Overall: Cloud Storage companies won’t exist in the future. Dropbox will be an email provider that competes with Gmail, Box will be a secure collaborator and SkyDrive will be an easy way to access and manage your Microsoft Office content. As individuals, our files will be separated across multiple clouds and accessing them seamlessly will be the next challenge.

Navid is the CEO of Airpost, an early stage startup focusing on information security in the cloud. Prior to Airpost, Navid worked at Canada Pension Plan Investment Board (CPPIB), which overseas roughly $150 billion of assets, where his team acquired a $4.8 billon portfolio. Navid previously co-founded ClearSP, which developed a platform for law firms to increase their client conversion rate, and before that, he worked at Grameen Bank, the world’s first Microfinance bank founded by Nobel Peace Prize winner Mohammad Yunus. Navid holds an Honors Business Administration (HBA) from the Ivey School of Business.


  1. I don’t really think cloud storage will disappear as such. Just that the competition drivers are moving away from pure pricing towards any kind of added value that providers can bring to whoever decides to host their files with them. E-mail, editing applications or collaboration will let cloud storage companies differentiate their business from each other, retain some margin but with the final intent to attract as many files as possible.

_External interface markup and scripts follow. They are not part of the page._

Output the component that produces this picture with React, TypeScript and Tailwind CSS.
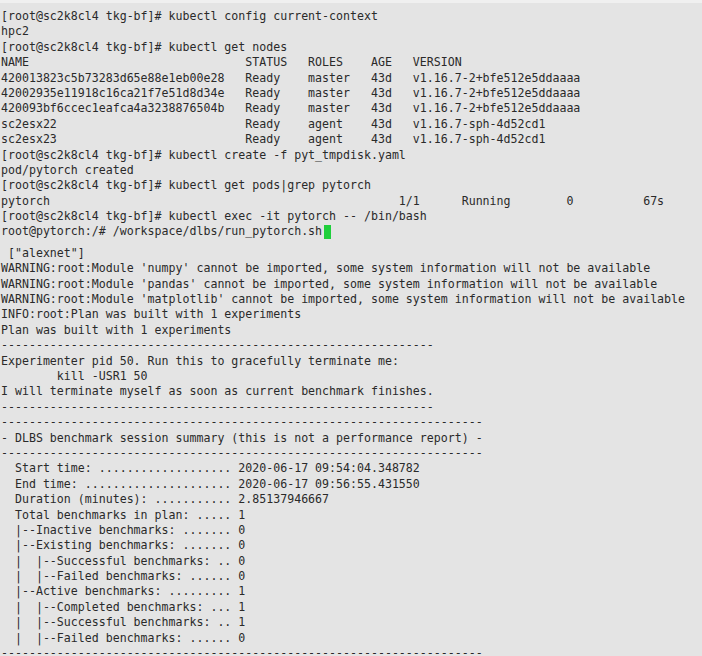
import React from "react";

const P = "[root@sc2k8cl4 tkg-bf]# ";

function pad(s: string, n: number) {
  return s.length >= n ? s : s + " ".repeat(n - s.length);
}

function row(cols: [string, number][]) {
  return cols.map(([s, n]) => pad(s, n)).join("");
}

const dash62 = "-".repeat(62);
const dash69 = "-".repeat(69);

const top: string[] = [
  P + "kubectl config current-context",
  "hpc2",
  P + "kubectl get nodes",
  row([["NAME", 35], ["STATUS", 9], ["ROLES", 9], ["AGE", 6], ["VERSION", 0]]),
  row([["420013823c5b73283d65e88e1eb00e28", 35], ["Ready", 9], ["master", 9], ["43d", 6], ["v1.16.7-2+bfe512e5ddaaaa", 0]]),
  row([["42002935e11918c16ca21f7e51d8d34e", 35], ["Ready", 9], ["master", 9], ["43d", 6], ["v1.16.7-2+bfe512e5ddaaaa", 0]]),
  row([["420093bf6ccec1eafca4a3238876504b", 35], ["Ready", 9], ["master", 9], ["43d", 6], ["v1.16.7-2+bfe512e5ddaaaa", 0]]),
  row([["sc2esx22", 35], ["Ready", 9], ["agent", 9], ["43d", 6], ["v1.16.7-sph-4d52cd1", 0]]),
  row([["sc2esx23", 35], ["Ready", 9], ["agent", 9], ["43d", 6], ["v1.16.7-sph-4d52cd1", 0]]),
  P + "kubectl create -f pyt_tmpdisk.yaml",
  "pod/pytorch created",
  P + "kubectl get pods|grep pytorch",
  row([["pytorch", 57], ["1/1", 9], ["Running", 15], ["0", 11], ["67s", 0]]),
  P + "kubectl exec -it pytorch -- /bin/bash",
];

const bottom: string[] = [
  ' ["alexnet"]',
  "WARNING:root:Module 'numpy' cannot be imported, some system information will not be available",
  "WARNING:root:Module 'pandas' cannot be imported, some system information will not be available",
  "WARNING:root:Module 'matplotlib' cannot be imported, some system information will not be available",
  "INFO:root:Plan was built with 1 experiments",
  "Plan was built with 1 experiments",
  dash62,
  "Experimenter pid 50. Run this to gracefully terminate me:",
  "        kill -USR1 50",
  "I will terminate myself as soon as current benchmark finishes.",
  dash62,
  dash69,
  "- DLBS benchmark session summary (this is not a performance report) -",
  dash69,
  "  Start time: ................... 2020-06-17 09:54:04.348782",
  "  End time: ..................... 2020-06-17 09:56:55.431550",
  "  Duration (minutes): ........... 2.85137946667",
  "  Total benchmarks in plan: ..... 1",
  "  |--Inactive benchmarks: ....... 0",
  "  |--Existing benchmarks: ....... 0",
  "  |  |--Successful benchmarks: .. 0",
  "  |  |--Failed benchmarks: ...... 0",
  "  |--Active benchmarks: ......... 1",
  "  |  |--Completed benchmarks: ... 1",
  "  |  |--Successful benchmarks: .. 1",
  "  |  |--Failed benchmarks: ...... 0",
  dash69,
];

export default function App() {
  return (
    <div className="w-[702px] h-[656px] overflow-hidden bg-[#e4e4e4] border-t-[3px] border-[#f0f0f0] text-[#2a2a2a] font-['DejaVu_Sans_Mono',monospace] text-[11.6px] leading-[15.4px] pt-[6px] pl-[1px]">
      <div className="flex flex-col">
        {top.map((l, i) => (
          <div key={"t" + i} className="whitespace-pre h-[15.4px]">
            {l}
          </div>
        ))}
        <div className="whitespace-pre h-[15.4px] flex items-center">
          <span>root@pytorch:/# /workspace/dlbs/run_pytorch.sh</span>
          <span className="inline-block w-[7px] h-[14px] ml-[2px] bg-[#1fcf3c]" />
        </div>
        <div className="mt-[6px] flex flex-col">
          {bottom.map((l, i) => (
            <div key={"b" + i} className="whitespace-pre h-[15.4px]">
              {l}
            </div>
          ))}
        </div>
      </div>
    </div>
  );
}
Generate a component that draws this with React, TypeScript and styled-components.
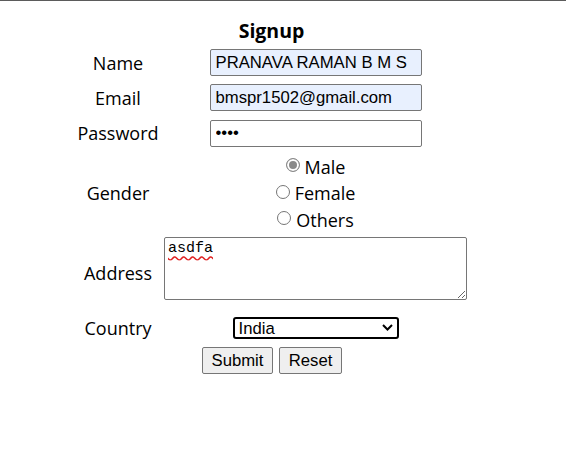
import React from "react";
import styled, { createGlobalStyle } from "styled-components";

const GlobalStyle = createGlobalStyle`
  html, body { margin: 0; padding: 0; background: #ffffff; }
  body { font-family: "Open Sans", "Noto Sans", sans-serif; color: #000; }
`;

const Page = styled.div`
  border-top: 1px solid #5b5b5b;
  padding: 15px 0 0 74px;
  min-height: 460px;
  box-sizing: border-box;
`;

const Form = styled.form`
  width: 393px;
  display: flex;
  flex-direction: column;
`;

const Title = styled.div`
  height: 29px;
  line-height: 29px;
  text-align: center;
  font-weight: 700;
  font-size: 19.5px;
  padding-left: 2px;
`;

const Row = styled.div<{ $h: number }>`
  display: grid;
  grid-template-columns: 88px 303px;
  column-gap: 2px;
  height: ${(p) => p.$h}px;
  align-items: center;
  justify-items: center;
`;

const Label = styled.label`
  font-size: 18px;
  white-space: nowrap;
`;

const TextInput = styled.input<{ $filled?: boolean }>`
  box-sizing: border-box;
  width: 212px;
  height: 27px;
  margin: 0;
  padding: 1px 5px;
  border: 1px solid #767676;
  border-radius: 2px;
  background: ${(p) => (p.$filled ? "#e8f0fe" : "#ffffff")};
  font-family: "Liberation Sans", Arial, sans-serif;
  font-size: 16.7px;
  color: #000;
  outline: none;
`;

const RadioGroup = styled.div`
  display: flex;
  flex-direction: column;
  align-items: center;
`;

const RadioLine = styled.label`
  display: flex;
  align-items: center;
  gap: 5px;
  height: 26.5px;
  font-size: 18px;
`;

const Radio = styled.input`
  appearance: none;
  flex-shrink: 0;
  width: 14px;
  height: 14px;
  margin: 0 0 3px 0;
  border: 1px solid #767676;
  border-radius: 50%;
  box-sizing: border-box;
  background: #fff;
  &:checked {
    border-color: #8a8a8a;
    background: #8a8a8a;
    box-shadow: inset 0 0 0 2px #fff;
  }
`;

const Area = styled.textarea`
  box-sizing: border-box;
  width: 303px;
  height: 63px;
  align-self: start;
  margin: 2px 0 0 0;
  padding: 2px 3px;
  border: 1px solid #767676;
  border-radius: 2px;
  font-family: "Liberation Mono", "DejaVu Sans Mono", monospace;
  font-size: 15px;
  color: #000;
  text-decoration: underline wavy #e02020;
  text-underline-offset: 3px;
  outline: none;
`;

const SelectWrap = styled.div`
  position: relative;
  width: 166px;
  height: 22px;
`;

const Select = styled.select`
  appearance: none;
  box-sizing: border-box;
  width: 166px;
  height: 22px;
  margin: 0;
  padding: 0 4px;
  border: 2px solid #000;
  border-radius: 3px;
  background: #fff;
  font-family: "Liberation Sans", Arial, sans-serif;
  font-size: 16.7px;
  color: #000;
  outline: none;
`;

const Chevron = styled.svg`
  position: absolute;
  right: 6px;
  top: 7px;
  pointer-events: none;
`;

const ButtonRow = styled.div`
  height: 31px;
  display: flex;
  justify-content: center;
  align-items: center;
  gap: 6px;
  padding-left: 3px;
`;

const Button = styled.button<{ $w: number }>`
  box-sizing: border-box;
  width: ${(p) => p.$w}px;
  height: 27px;
  margin: 0;
  padding: 0;
  border: 1px solid #767676;
  border-radius: 2px;
  background: #efefef;
  font-family: "Liberation Sans", Arial, sans-serif;
  font-size: 16.7px;
  color: #000;
`;

export default function App() {
  return (
    <>
      <GlobalStyle />
      <Page>
        <Form onSubmit={(e) => e.preventDefault()}>
          <Title>Signup</Title>
          <Row $h={35}>
            <Label>Name</Label>
            <TextInput $filled defaultValue="PRANAVA RAMAN B M S" />
          </Row>
          <Row $h={35}>
            <Label>Email</Label>
            <TextInput $filled defaultValue="bmspr1502@gmail.com" />
          </Row>
          <Row $h={36}>
            <Label>Password</Label>
            <TextInput type="password" defaultValue="abcd" />
          </Row>
          <Row $h={84}>
            <Label>Gender</Label>
            <RadioGroup>
              <RadioLine>
                <Radio type="radio" name="g" defaultChecked />
                Male
              </RadioLine>
              <RadioLine>
                <Radio type="radio" name="g" />
                Female
              </RadioLine>
              <RadioLine>
                <Radio type="radio" name="g" />
                Others
              </RadioLine>
            </RadioGroup>
          </Row>
          <Row $h={75}>
            <Label>Address</Label>
            <Area defaultValue="asdfa" spellCheck={false} />
          </Row>
          <Row $h={35}>
            <Label>Country</Label>
            <SelectWrap>
              <Select defaultValue="India">
                <option>India</option>
                <option>USA</option>
                <option>UK</option>
              </Select>
              <Chevron width="11" height="7" viewBox="0 0 11 7">
                <path d="M1 1 L5.5 5.5 L10 1" fill="none" stroke="#000" strokeWidth="2" />
              </Chevron>
            </SelectWrap>
          </Row>
          <ButtonRow>
            <Button type="submit" $w={71}>Submit</Button>
            <Button type="reset" $w={63}>Reset</Button>
          </ButtonRow>
        </Form>
      </Page>
    </>
  );
}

    We are generating objects daily and these objects have to be stored somewhere. Our choice regarding their location will be probably driven by how easy will be to make use of those files, that will be using the cloud storage provider value added services. However, pure storage revenue will be still the main one for providers, it’s just too appealing to let it go.

  2. Really good article! You said Dropbox will become a direct competitor of Google, however Google has the third reason for storing files “edit” well under it’s wing with Google Docs. It’s something that even Dropbox would have a difficult time directly competing with. What are your thoughts on that?

    1. Dropbox and Google operate on the same fundamental concept, albeit for different reasons. Google wants to control your data because that’s how to build an identity that they can market to. Dropbox wants your stuff because you pay for storage.

      However, I think both services understand that storage isn’t a long-term financial option so they’re building services on top of it. I think in order to compete for your content the only way to win is to layer services on top of it. Whether they build their own docs service, or partner with someone (ZoHo perhaps?) or just purchase a new player it needs to happen eventually.